その時に、「ああ、まだ十代なんだから 秘めた可能性や才能に本人さえ気が付いていないことって多いんだな」と痛感しました。
結局そこの高校では、担当パート替えを部活動ルールにはできずに私が異動となってしまいましたがーー。
次に赴任したS高校で同好会を作った際に「この同好会では1年生のうちに2回あるいは3回、楽器パートをチェンジして練習すること」という決まりを作りました。
「aikoにあこがれて軽音楽部に入部してきてボーカルをやってるけど、客観的にはそれほど歌は上手くはない子」がいたとしましょう。
目立ちたがりな性格はボーカル向きなんだが、声質とか音程とかがちょっとーー。
そんな子が半年後にベースギターに代わった途端、メキメキと頭角を現すことがあります。リズム感がとても優れていることが初めてわかります。
さらに彼女の場合、ソロのボーカルを経験していることで、コーラスなんかもできるし、ステージでの立ち振る舞いもかっこいいのですよ。
ほら、高校のコース選択もそうでしょ。高校1年生の時はクラス全員が同じ授業を受けてますよね。
それで文系理系のどっちにするんやおまえは、というお話が秋ごろに始まって、2年生から得意科目を選択できるようになるじゃないですか。

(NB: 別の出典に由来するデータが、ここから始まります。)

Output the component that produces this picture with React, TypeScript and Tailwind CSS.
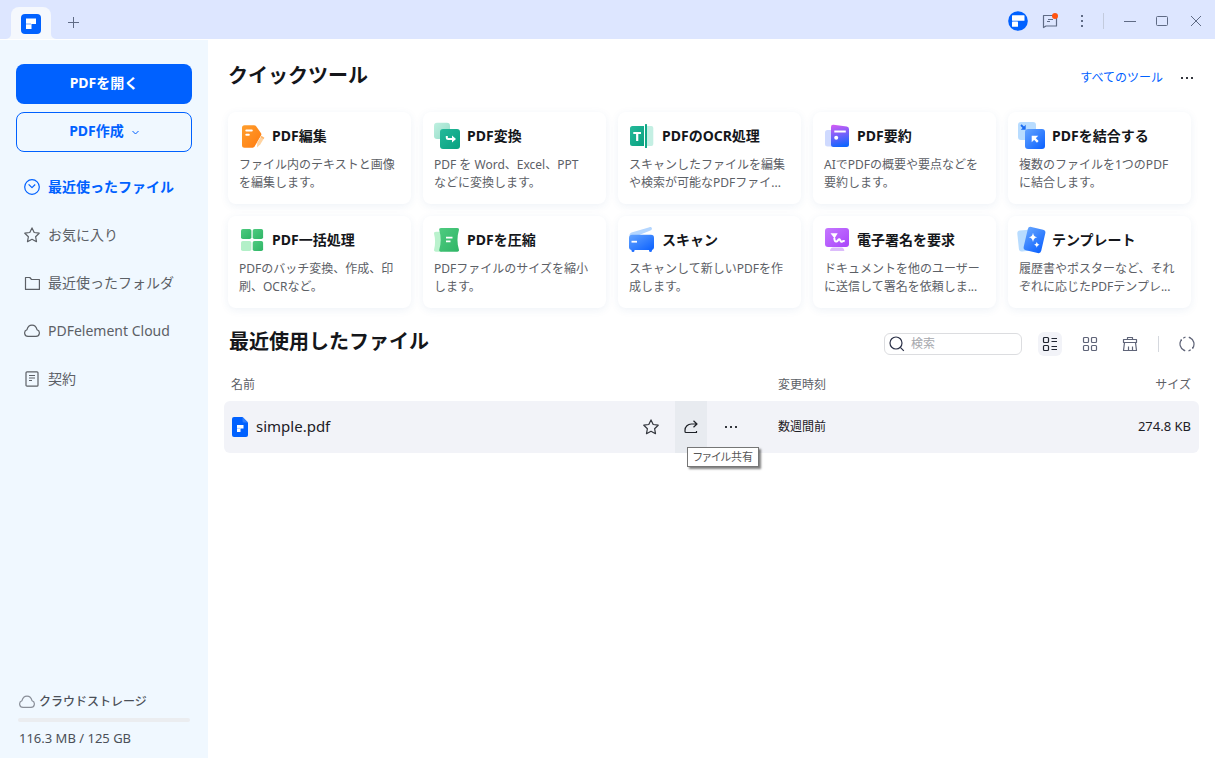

1年生のうちは、自分の適性を発見するための時期、だから教科の食わず嫌いは もったいないです。
「おとなしい子だが、歌わせてみたら結構上手だった」
「ドラムのリズムは安定しなかったが、鍵盤はセンスある弾き方するじゃん」
こんな発見の例はいくらでもあります。
そして2つの楽器を経験することで、「他のパートの人の気持ちや苦労が理解できるプレーヤー」になります。
これがバンドのメンバー間の雰囲気がギスギスしてこない要因です。
そして、突然の退部者がでた時にも、欠けたパートをヘルプしてくれる部員が複数いる状態ですから、あるバンドの練習だけが成立しない、なんてことがなくなります。
もう一度書きますぞ。
高校の軽音楽部はプロ志向のミュージシャン養成機関ではありません。
アマチュアとして楽しくバンドアンサンブルを経験して、ポピュラーミュージックに親しむ玄関口です。
部活動がきっかけとなって、卒業後も大人になってからも ポピュラー音楽を趣味としてずっと続けて欲しい、指導者としての願いはただそれだけです。